One of the key objectives of the guidelines is to foster accountability, efficiency and expeditiousness in the investigation and prosecution of terrorism and terrorism financing.

The collaborating agencies are ODPP, APTU, Kenya Revenue Authority, Central Bank of Kenya, National Police Service, Immigration Services, Asset Recovery Agency, Judiciary, Financial Reporting Centre, Probation and After Care Services,  National Counter Terrorism Centre and Kenya Prison Services.

European Union Deputy Ambassador Katrin Hagemann who was present, said the EU funded the formulation of the guidelines to a tune of Sh629 million.

"Kenya for us has been quite a focus in the legal area and we have one of the largest forums in the justice sector in sub-Saharan Africa.

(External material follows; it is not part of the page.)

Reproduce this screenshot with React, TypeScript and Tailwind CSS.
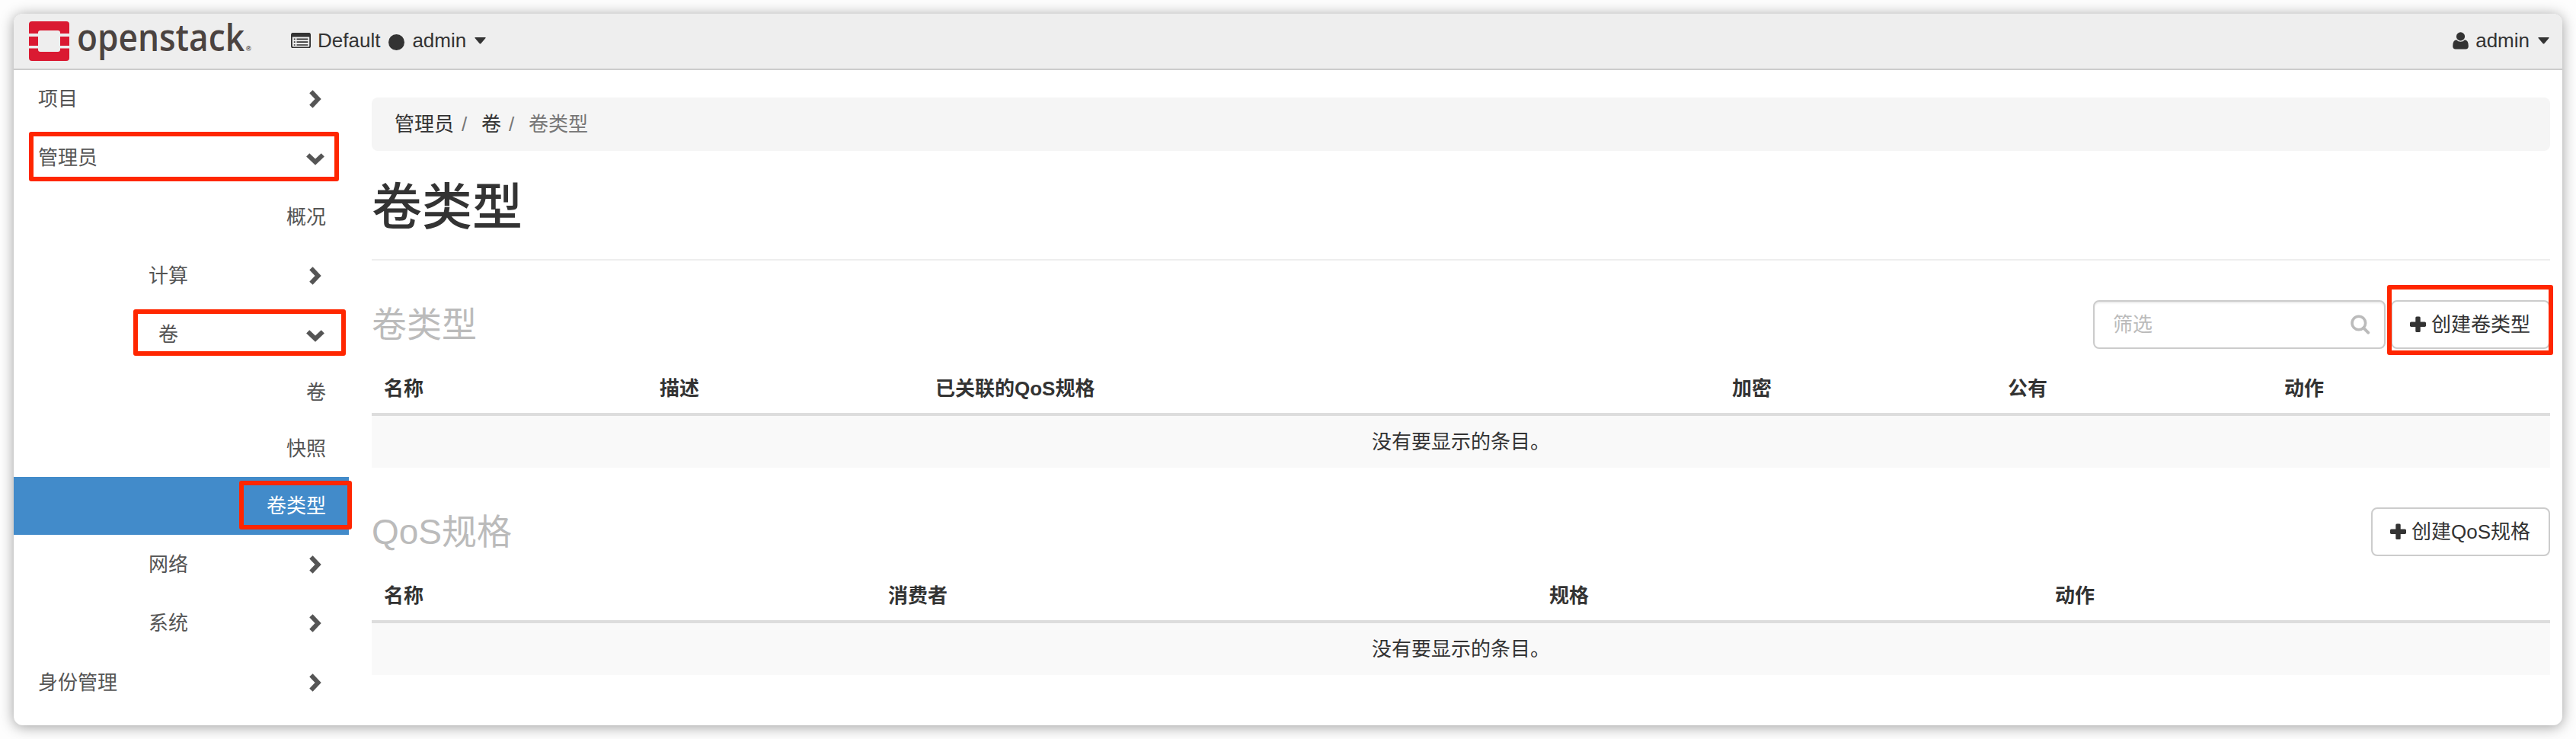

In Kenya we can make a difference and not because there is so much wrong in the justice sector," said Ms Hagemann.

Director-General of Immigration Services Alexander Muteshi said to win the war on terrorism, multi-agency cooperation and collaboration are needed rather than working as separate entities.

Inspector-General of Police Hillary Mutyambai said the guidelines will be a greater tool in harmonising their approaches and synergises towards efforts combating terrorism. 

The chief guest, CBK Governor Patrick Njoroge, said the guidelines have elements of collaboration, best practices and speed, hence removing delays experienced before.

"We expect these guidelines will allow significant improvement in the cooperation of investigation and prosecution of these offences thus lead to more prosecution and conviction of terror suspects," he said.